Deborah Lauter, civil rights director at the Anti-Defamation League, also warned against “unintended consequences” of Title VI’s extension to religion, even though the ADL supported the measure.

She predicted that some campus religious groups might claim that their beliefs prevent them from giving equal treatment to certain groups, such as homosexuals or members of other religions. They might use the rule to claim protection from efforts by college officials in order to force them to change those policies.

“We have to explore if there are any downsides,” Lauter said.

In order to get around thorny questions that deal with the separation of church and state, Jewish groups have looked at tweaking the language of the statute in a way that would include religion, but on a limited basis.

Though the JCPA has not yet drafted a legislative proposal to extend Title VI, its own policy resolution hints at the way this could be done, by asking Congress to bar “religious harassment and intimidation.” Notably, the resolution says nothing about discrimination in hiring or in admissions.

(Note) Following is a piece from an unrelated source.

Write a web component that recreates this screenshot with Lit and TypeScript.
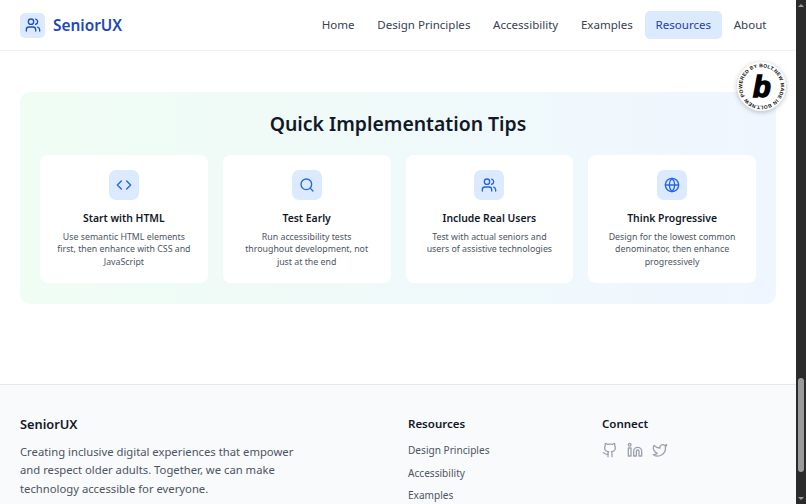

“Title VI is not a be-all, end-all remedy for every and any kind of discrimination or wrong that occurs on a college campus,” Greiman said. The Jewish community’s focus is on “harassment and intimidation that rises to the level of being so pervasive and objectively offensive that it denies the student the benefit of the education.”

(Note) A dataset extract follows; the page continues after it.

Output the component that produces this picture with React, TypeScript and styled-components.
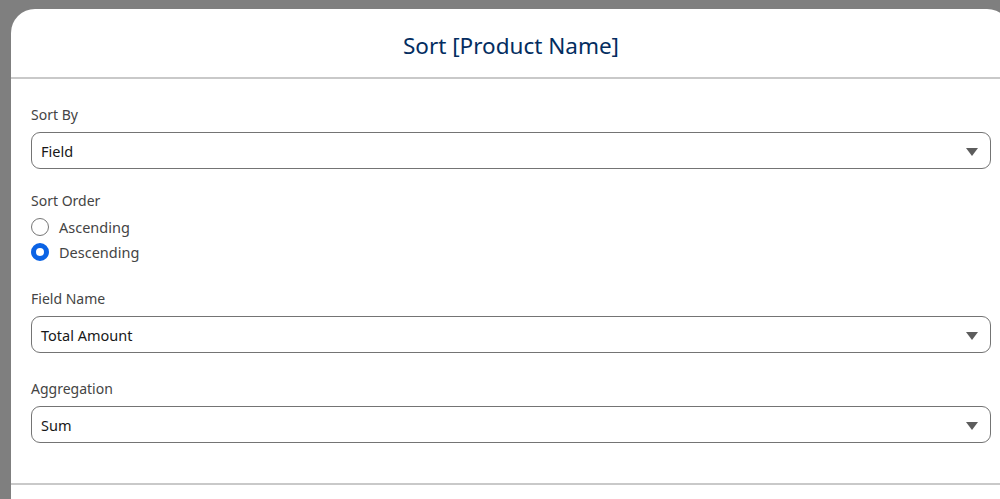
import React from "react";
import styled, { createGlobalStyle } from "styled-components";

const Global = createGlobalStyle`
  html, body {
    margin: 0;
    padding: 0;
    height: 100%;
    overflow: hidden;
    background: #7f7f7f;
    font-family: "Noto Sans", "Open Sans", Arial, sans-serif;
  }
`;

const Backdrop = styled.div`
  padding: 9px 0 0 11px;
  height: 499px;
  box-sizing: border-box;
  overflow: hidden;
`;

const Modal = styled.div`
  width: 1000px;
  height: 490px;
  background: #ffffff;
  border-radius: 24px 24px 0 0;
  display: flex;
  flex-direction: column;
`;

const Header = styled.header`
  height: 68px;
  flex: none;
  border-bottom: 2px solid #c9c9c9;
  display: flex;
  align-items: center;
  justify-content: center;
`;

const Title = styled.h2`
  margin: 0;
  padding-top: 4px;
  font-size: 22.5px;
  font-weight: 400;
  color: #032d60;
`;

const Body = styled.div`
  padding: 26px 20px 40px 20px;
  display: flex;
  flex-direction: column;
  border-bottom: 2px solid #c9c9c9;
`;

const Field = styled.div<{ $top?: number }>`
  display: flex;
  flex-direction: column;
  margin-top: ${(p) => p.$top ?? 0}px;
`;

const Label = styled.label`
  font-size: 14px;
  line-height: 20px;
  color: #444444;
`;

const SelectBox = styled.div`
  margin-top: 7px;
  height: 37px;
  box-sizing: border-box;
  border: 1px solid #747474;
  border-radius: 9px;
  display: flex;
  align-items: center;
  justify-content: space-between;
  padding: 0 12px 0 9px;
  font-size: 14.5px;
  color: #181818;
`;

const Caret = styled.span`
  width: 0;
  height: 0;
  border-left: 6.5px solid transparent;
  border-right: 6.5px solid transparent;
  border-top: 8px solid #5c5c5c;
  margin-top: 2px;
`;

const RadioGroup = styled.div`
  margin-top: 3px;
  display: flex;
  flex-direction: column;
`;

const RadioRow = styled.div`
  height: 25px;
  display: flex;
  align-items: center;
  gap: 10px;
  font-size: 14.5px;
  color: #444444;
`;

const RadioCircle = styled.span<{ $checked?: boolean }>`
  width: 18px;
  height: 18px;
  box-sizing: border-box;
  border-radius: 50%;
  border: ${(p) => (p.$checked ? "5px solid #0b63e5" : "1px solid #767676")};
  background: #ffffff;
`;

function Select({ value }: { value: string }) {
  return (
    <SelectBox>
      <span>{value}</span>
      <Caret />
    </SelectBox>
  );
}

export default function App() {
  return (
    <>
      <Global />
      <Backdrop>
        <Modal>
          <Header>
            <Title>Sort [Product Name]</Title>
          </Header>
          <Body>
            <Field>
              <Label>Sort By</Label>
              <Select value="Field" />
            </Field>
            <Field $top={22}>
              <Label>Sort Order</Label>
              <RadioGroup>
                <RadioRow>
                  <RadioCircle />
                  <span>Ascending</span>
                </RadioRow>
                <RadioRow>
                  <RadioCircle $checked />
                  <span>Descending</span>
                </RadioRow>
              </RadioGroup>
            </Field>
            <Field $top={25}>
              <Label>Field Name</Label>
              <Select value="Total Amount" />
            </Field>
            <Field $top={26}>
              <Label>Aggregation</Label>
              <Select value="Sum" />
            </Field>
          </Body>
        </Modal>
      </Backdrop>
    </>
  );
}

Kenneth Marcus, the former head of OCR, applauded the JCPA language about “harassment and intimidation,” saying it was useful in making a Title VI extension to religion more palatable in Congress. “This language would be extraordinarily helpful,” he said. “It is a very streamlined form of religious discrimination protection.”

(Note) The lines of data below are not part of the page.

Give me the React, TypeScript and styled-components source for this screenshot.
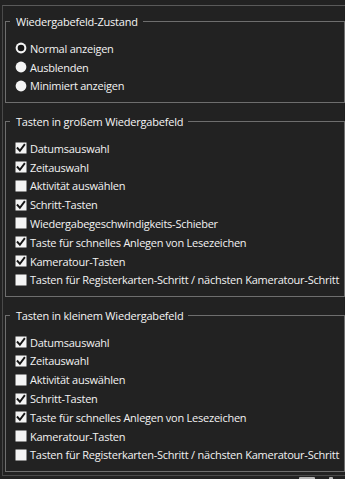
import React from "react";
import styled, { createGlobalStyle } from "styled-components";

const Global = createGlobalStyle`
  html, body { margin: 0; padding: 0; background: #222222; }
  body {
    font-family: "Open Sans", "Noto Sans", sans-serif;
    color: #f2f2f2;
    width: 345px;
    height: 479px;
    overflow: hidden;
  }
`;

const Panel = styled.div`
  margin: 5px 0 0 2px;
  border-top: 1px solid #5a5a5a;
  border-left: 1px solid #4a4a4a;
  border-bottom: 1px solid #4a4a4a;
  padding: 8px 0 3px 2px;
  display: flex;
  flex-direction: column;
  gap: 11px;
`;

const Group = styled.fieldset`
  margin: 0;
  border: 1px solid #6e6e6e;
  padding: 10px 0 6.5px 9px;
  min-width: 0;
`;

const Legend = styled.legend`
  margin-left: -5px;
  padding: 0 5px 0 6px;
  font-size: 11px;
  line-height: 15px;
  letter-spacing: -0.2px;
  color: #f5f5f5;
  white-space: nowrap;
`;

const List = styled.div`
  display: flex;
  flex-direction: column;
`;

const Row = styled.div`
  display: flex;
  align-items: center;
  height: 18.8px;
  gap: 3px;
  font-size: 11px;
  letter-spacing: -0.24px;
  white-space: nowrap;
  color: #f2f2f2;
`;

const Mark = styled.svg`
  flex: none;
  width: 12px;
  height: 12px;
  display: block;
`;

const Footer = styled.div`
  display: flex;
  justify-content: flex-end;
  gap: 14px;
  padding-right: 12px;
  margin-top: 1px;
`;

const FooterBtn = styled.div<{ $w: number }>`
  width: ${(p) => p.$w}px;
  height: 6px;
  background: #b8b8b8;
  border-radius: 1px 1px 0 0;
`;

const Check: React.FC<{ on: boolean }> = ({ on }) => (
  <Mark viewBox="0 0 12 12">
    <rect x="0.5" y="0.5" width="11" height="11" fill="#f4f4f4" />
    {on && (
      <path
        d="M2.6 6.2 L4.9 8.7 L9.3 2.9"
        fill="none"
        stroke="#151515"
        strokeWidth="1.9"
        strokeLinecap="square"
      />
    )}
  </Mark>
);

const Radio: React.FC<{ on: boolean }> = ({ on }) => (
  <Mark viewBox="0 0 12 12">
    <circle cx="6" cy="6" r="5.4" fill="#f4f4f4" />
    {on && <circle cx="6" cy="6" r="3.3" fill="#151515" />}
  </Mark>
);

const states: [string, boolean][] = [
  ["Normal anzeigen", true],
  ["Ausblenden", false],
  ["Minimiert anzeigen", false],
];

const large: [string, boolean][] = [
  ["Datumsauswahl", true],
  ["Zeitauswahl", true],
  ["Aktivität auswählen", false],
  ["Schritt-Tasten", true],
  ["Wiedergabegeschwindigkeits-Schieber", false],
  ["Taste für schnelles Anlegen von Lesezeichen", true],
  ["Kameratour-Tasten", true],
  ["Tasten für Registerkarten-Schritt / nächsten Kameratour-Schritt", false],
];

const small: [string, boolean][] = [
  ["Datumsauswahl", true],
  ["Zeitauswahl", true],
  ["Aktivität auswählen", false],
  ["Schritt-Tasten", true],
  ["Taste für schnelles Anlegen von Lesezeichen", true],
  ["Kameratour-Tasten", false],
  ["Tasten für Registerkarten-Schritt / nächsten Kameratour-Schritt", false],
];

export default function App() {
  return (
    <>
      <Global />
      <Panel>
        <Group>
          <Legend>Wiedergabefeld-Zustand</Legend>
          <List>
            {states.map(([t, on]) => (
              <Row key={t}>
                <Radio on={on} />
                {t}
              </Row>
            ))}
          </List>
        </Group>
        <Group>
          <Legend>Tasten in großem Wiedergabefeld</Legend>
          <List>
            {large.map(([t, on]) => (
              <Row key={t}>
                <Check on={on} />
                {t}
              </Row>
            ))}
          </List>
        </Group>
        <Group>
          <Legend>Tasten in kleinem Wiedergabefeld</Legend>
          <List>
            {small.map(([t, on]) => (
              <Row key={t}>
                <Check on={on} />
                {t}
              </Row>
            ))}
          </List>
        </Group>
      </Panel>
      <Footer>
        <FooterBtn $w={16} />
        <FooterBtn $w={4} />
      </Footer>
    </>
  );
}
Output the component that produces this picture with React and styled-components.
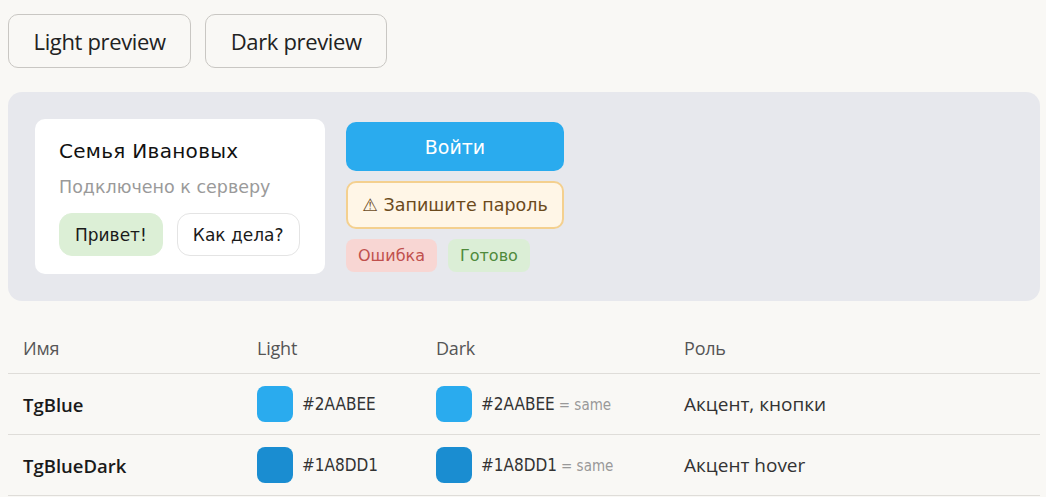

The JCPA resolution isn’t the first attempt to amend Title VI to include religion. In 2010, Rep. Brad Sherman, a California Democrat, and former Sen. Arlen Specter, a Republican-turned-Democrat from Pennsylvania, introduced twin bills that would have achieved the same goal. Though the bills failed, they are widely considered the catalyst behind the DOE’s decision in 2010 to extend Title VI to religious groups that have “shared ethnic characteristics.”

In the past year and a half, the Jewish community has utilized Title VI mainly in the context of the Israel debate on campus, filing complaints alleging that anti-Israel activity tilted into anti-Semitic behavior. This cause has been championed by the Zionist Organization of America, which has outstanding cases at Rutgers University and the University of California, Irvine. The ZOA has lambasted the JCPA’s approach to Title VI, which urges caution in filing complaints lest the Jewish world be seen as quashing free speech on campus.

But Susan Tuchman, the ZOA’s legal director, said that she supports the JCPA’s desire to extend Title VI permanently to include religion. “Enshrining it into law would not make that legal protection subject to how [OCR] decides to interpret Title VI,” she said.

Non-Jewish groups, on the other hand, are split on amending Title VI to include religion. Raj Deep, director of law and policy at the Sikh Coalition, said that Sikh students typically face discrimination not in college, but in primary and secondary schools, where they are teased for wearing turbans. He said that religion should be included under Title VI, just like it is under Title VII, which bars discrimination in employment.

“Our position is that there should be parity and symmetry to civil rights law,” he said. “It will empower our various communities to vindicate our rights in ways that aren’t possible right now.”

Gadeir Abbas of the Council on American-Islamic Relations said that Title VI’s extension to include religion is unnecessary, because students are typically protected by state statutes that bar religious discrimination.

“Our position is that there are already in place protections for religious groups on campus,” he said.